* _Written request_: Check each line of the records below for the word "this" and copy those where it appears.

* _Dataset records_:
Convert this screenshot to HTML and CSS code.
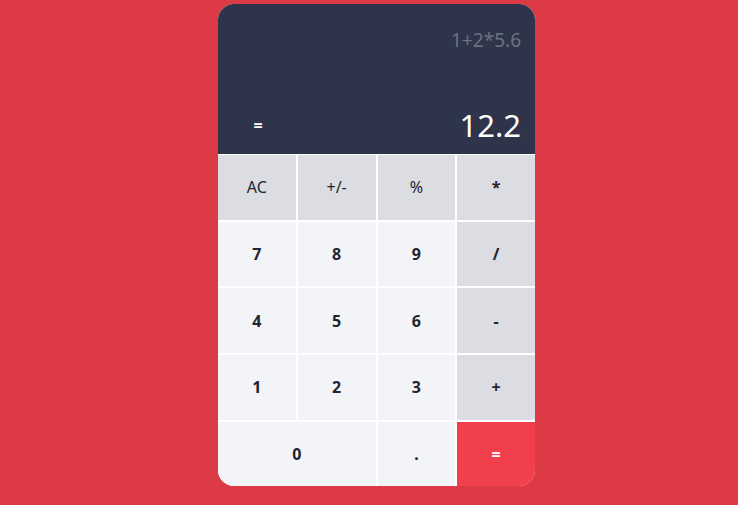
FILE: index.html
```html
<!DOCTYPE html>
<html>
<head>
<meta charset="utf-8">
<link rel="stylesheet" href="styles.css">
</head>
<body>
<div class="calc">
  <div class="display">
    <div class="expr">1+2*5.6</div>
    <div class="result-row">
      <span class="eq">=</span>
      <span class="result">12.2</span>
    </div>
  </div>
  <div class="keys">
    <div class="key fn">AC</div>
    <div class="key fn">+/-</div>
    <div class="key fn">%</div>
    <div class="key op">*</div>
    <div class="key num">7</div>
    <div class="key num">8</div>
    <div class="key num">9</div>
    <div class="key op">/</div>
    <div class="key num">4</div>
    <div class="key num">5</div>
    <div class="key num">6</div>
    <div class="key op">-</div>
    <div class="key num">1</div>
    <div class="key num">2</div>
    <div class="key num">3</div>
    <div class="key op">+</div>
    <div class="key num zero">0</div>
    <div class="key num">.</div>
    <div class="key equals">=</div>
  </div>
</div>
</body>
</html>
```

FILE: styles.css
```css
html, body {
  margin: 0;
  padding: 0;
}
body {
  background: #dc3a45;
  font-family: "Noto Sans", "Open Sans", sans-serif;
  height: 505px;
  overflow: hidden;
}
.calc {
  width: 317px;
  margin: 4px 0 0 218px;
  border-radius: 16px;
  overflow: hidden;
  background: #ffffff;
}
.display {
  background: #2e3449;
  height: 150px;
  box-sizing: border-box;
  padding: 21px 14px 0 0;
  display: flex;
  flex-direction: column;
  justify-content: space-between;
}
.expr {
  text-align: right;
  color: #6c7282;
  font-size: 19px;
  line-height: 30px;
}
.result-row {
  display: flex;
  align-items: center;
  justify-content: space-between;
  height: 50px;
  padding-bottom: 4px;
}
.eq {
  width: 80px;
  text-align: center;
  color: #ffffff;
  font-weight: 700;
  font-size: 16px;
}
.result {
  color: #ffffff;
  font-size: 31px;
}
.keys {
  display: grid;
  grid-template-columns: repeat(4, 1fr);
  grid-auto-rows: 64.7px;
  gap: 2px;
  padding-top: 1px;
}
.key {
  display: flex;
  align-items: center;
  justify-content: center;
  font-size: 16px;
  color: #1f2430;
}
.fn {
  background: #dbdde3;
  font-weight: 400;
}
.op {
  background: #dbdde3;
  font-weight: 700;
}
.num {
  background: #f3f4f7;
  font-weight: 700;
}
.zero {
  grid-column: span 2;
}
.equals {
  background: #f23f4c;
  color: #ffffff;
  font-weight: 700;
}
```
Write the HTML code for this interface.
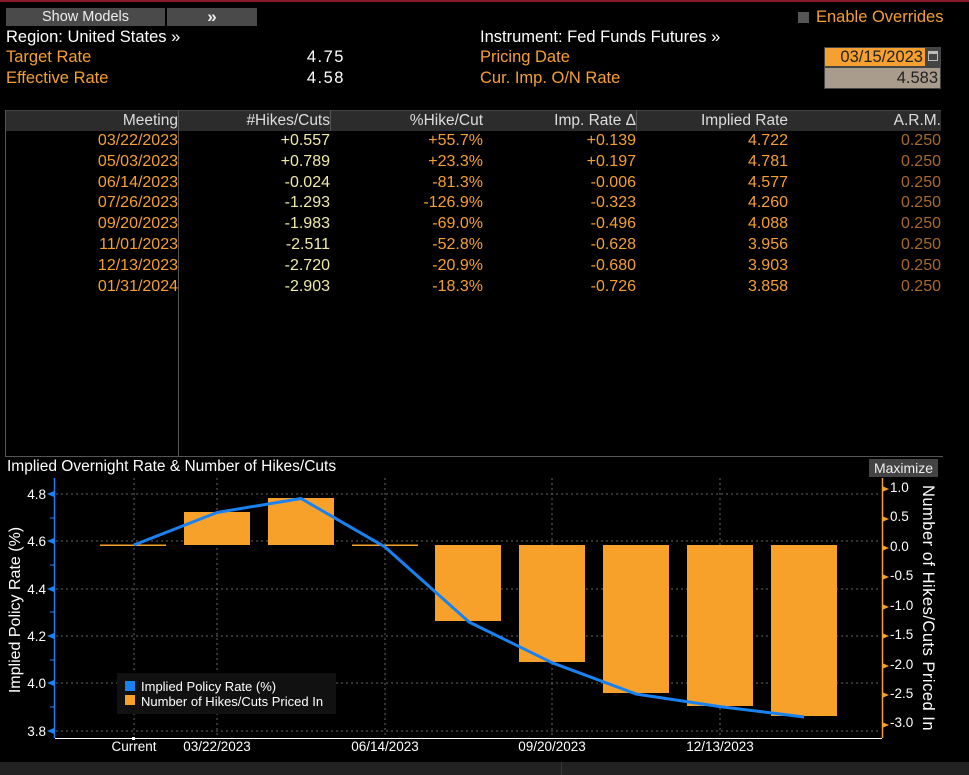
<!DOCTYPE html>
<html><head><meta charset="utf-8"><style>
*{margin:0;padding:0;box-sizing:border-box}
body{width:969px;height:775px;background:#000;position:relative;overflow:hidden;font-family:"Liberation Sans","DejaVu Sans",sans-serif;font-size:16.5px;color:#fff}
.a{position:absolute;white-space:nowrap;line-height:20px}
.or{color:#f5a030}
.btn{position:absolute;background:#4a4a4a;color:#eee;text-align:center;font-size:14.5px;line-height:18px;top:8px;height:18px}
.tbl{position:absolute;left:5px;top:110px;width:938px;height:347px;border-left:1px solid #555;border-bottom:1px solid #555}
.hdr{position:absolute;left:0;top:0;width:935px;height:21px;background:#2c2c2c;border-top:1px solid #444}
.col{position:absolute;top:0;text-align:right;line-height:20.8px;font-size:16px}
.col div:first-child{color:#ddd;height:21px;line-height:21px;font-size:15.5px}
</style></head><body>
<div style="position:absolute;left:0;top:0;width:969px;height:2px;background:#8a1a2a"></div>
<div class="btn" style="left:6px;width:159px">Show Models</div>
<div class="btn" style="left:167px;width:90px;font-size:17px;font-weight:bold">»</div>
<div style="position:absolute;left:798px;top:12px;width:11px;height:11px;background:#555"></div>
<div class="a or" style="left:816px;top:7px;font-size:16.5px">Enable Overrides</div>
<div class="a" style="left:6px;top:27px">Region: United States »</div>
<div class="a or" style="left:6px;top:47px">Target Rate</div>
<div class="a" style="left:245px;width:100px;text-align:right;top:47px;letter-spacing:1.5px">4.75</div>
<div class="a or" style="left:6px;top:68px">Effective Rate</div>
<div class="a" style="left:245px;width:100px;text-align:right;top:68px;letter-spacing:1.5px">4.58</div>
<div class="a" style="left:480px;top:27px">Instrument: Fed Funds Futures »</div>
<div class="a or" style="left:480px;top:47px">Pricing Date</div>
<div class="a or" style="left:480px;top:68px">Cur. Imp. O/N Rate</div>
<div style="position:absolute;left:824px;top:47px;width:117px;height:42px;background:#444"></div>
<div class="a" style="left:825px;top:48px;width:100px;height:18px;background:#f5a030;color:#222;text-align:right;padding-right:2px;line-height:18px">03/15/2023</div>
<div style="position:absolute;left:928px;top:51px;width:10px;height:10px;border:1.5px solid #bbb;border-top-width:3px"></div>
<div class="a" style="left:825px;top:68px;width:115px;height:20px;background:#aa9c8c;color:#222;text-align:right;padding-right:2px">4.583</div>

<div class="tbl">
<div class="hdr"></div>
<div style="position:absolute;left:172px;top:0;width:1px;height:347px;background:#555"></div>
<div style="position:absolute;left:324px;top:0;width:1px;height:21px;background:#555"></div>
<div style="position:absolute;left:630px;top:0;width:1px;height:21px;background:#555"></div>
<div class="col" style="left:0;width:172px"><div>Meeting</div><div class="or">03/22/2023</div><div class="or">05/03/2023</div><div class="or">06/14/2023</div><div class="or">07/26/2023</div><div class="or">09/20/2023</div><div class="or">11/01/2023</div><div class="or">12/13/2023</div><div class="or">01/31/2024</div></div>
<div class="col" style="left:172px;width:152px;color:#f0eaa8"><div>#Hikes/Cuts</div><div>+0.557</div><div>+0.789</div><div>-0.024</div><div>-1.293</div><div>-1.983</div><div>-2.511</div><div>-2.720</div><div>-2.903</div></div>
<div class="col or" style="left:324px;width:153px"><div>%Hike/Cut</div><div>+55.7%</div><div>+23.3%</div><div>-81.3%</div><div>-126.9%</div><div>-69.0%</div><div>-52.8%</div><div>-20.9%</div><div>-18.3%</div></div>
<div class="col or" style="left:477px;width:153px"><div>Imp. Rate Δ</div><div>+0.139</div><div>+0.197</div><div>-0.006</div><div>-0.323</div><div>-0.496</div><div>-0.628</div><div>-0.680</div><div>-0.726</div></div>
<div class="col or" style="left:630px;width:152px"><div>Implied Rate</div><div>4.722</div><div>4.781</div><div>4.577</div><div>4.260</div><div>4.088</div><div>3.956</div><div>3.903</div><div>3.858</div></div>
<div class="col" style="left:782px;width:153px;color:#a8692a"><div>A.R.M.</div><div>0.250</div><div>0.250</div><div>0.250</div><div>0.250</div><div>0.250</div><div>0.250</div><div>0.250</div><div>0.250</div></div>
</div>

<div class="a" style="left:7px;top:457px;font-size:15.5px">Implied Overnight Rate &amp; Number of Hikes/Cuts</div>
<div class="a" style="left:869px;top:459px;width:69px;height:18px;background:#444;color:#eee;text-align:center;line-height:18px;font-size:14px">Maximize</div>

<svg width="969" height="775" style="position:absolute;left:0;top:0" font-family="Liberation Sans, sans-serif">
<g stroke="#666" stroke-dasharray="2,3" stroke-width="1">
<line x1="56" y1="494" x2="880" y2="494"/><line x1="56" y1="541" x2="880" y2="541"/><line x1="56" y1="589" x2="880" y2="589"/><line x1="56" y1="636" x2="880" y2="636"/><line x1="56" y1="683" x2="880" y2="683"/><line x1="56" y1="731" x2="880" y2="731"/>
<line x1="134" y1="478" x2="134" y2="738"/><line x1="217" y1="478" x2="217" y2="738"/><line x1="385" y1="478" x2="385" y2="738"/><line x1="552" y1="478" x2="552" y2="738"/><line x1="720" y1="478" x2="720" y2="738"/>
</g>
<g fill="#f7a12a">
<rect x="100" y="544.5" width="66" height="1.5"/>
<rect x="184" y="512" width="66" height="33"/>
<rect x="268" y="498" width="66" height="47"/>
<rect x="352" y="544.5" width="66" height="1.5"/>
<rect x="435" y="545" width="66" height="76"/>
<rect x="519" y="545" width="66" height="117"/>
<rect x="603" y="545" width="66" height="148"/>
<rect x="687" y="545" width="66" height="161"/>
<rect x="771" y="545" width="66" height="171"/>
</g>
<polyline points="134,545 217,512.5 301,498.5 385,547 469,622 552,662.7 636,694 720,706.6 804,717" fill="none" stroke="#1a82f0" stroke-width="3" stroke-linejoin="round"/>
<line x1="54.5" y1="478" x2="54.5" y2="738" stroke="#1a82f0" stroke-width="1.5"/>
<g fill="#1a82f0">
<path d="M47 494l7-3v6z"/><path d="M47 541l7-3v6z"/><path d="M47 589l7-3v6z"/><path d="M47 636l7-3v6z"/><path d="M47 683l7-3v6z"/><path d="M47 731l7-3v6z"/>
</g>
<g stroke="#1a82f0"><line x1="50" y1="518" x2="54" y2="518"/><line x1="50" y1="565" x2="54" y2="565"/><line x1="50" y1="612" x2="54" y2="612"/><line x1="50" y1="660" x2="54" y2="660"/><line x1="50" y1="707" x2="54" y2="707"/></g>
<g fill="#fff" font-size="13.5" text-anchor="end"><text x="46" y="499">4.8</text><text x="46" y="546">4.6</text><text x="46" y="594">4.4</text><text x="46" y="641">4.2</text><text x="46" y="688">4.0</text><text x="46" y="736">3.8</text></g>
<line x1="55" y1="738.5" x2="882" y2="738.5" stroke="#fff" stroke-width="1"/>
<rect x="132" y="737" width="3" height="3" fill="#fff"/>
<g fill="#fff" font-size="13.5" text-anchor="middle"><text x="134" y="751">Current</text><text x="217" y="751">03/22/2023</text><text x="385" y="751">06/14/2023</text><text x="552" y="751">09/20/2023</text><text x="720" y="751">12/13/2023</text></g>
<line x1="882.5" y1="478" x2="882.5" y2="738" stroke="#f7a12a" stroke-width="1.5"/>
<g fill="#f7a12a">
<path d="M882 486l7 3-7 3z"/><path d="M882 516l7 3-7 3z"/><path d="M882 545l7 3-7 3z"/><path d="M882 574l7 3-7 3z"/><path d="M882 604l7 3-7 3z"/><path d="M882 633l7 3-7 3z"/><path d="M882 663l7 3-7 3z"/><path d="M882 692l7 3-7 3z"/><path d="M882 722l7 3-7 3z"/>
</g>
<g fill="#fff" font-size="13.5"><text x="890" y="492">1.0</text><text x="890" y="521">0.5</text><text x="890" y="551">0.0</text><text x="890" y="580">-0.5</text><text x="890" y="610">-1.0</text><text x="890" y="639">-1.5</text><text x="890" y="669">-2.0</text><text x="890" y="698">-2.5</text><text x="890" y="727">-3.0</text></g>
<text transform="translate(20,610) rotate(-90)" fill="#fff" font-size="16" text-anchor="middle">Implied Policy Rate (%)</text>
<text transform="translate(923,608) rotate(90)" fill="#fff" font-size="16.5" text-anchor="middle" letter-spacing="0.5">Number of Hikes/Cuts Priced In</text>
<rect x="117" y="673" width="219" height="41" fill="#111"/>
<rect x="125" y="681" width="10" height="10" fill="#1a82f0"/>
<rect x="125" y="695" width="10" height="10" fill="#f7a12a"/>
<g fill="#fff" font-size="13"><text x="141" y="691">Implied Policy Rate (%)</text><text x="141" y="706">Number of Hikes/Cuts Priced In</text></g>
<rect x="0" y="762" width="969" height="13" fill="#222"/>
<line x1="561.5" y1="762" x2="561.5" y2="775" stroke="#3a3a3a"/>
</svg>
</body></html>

* _Exercise answer_:
Convert this screenshot to HTML and CSS code.
Write the HTML code for this interface.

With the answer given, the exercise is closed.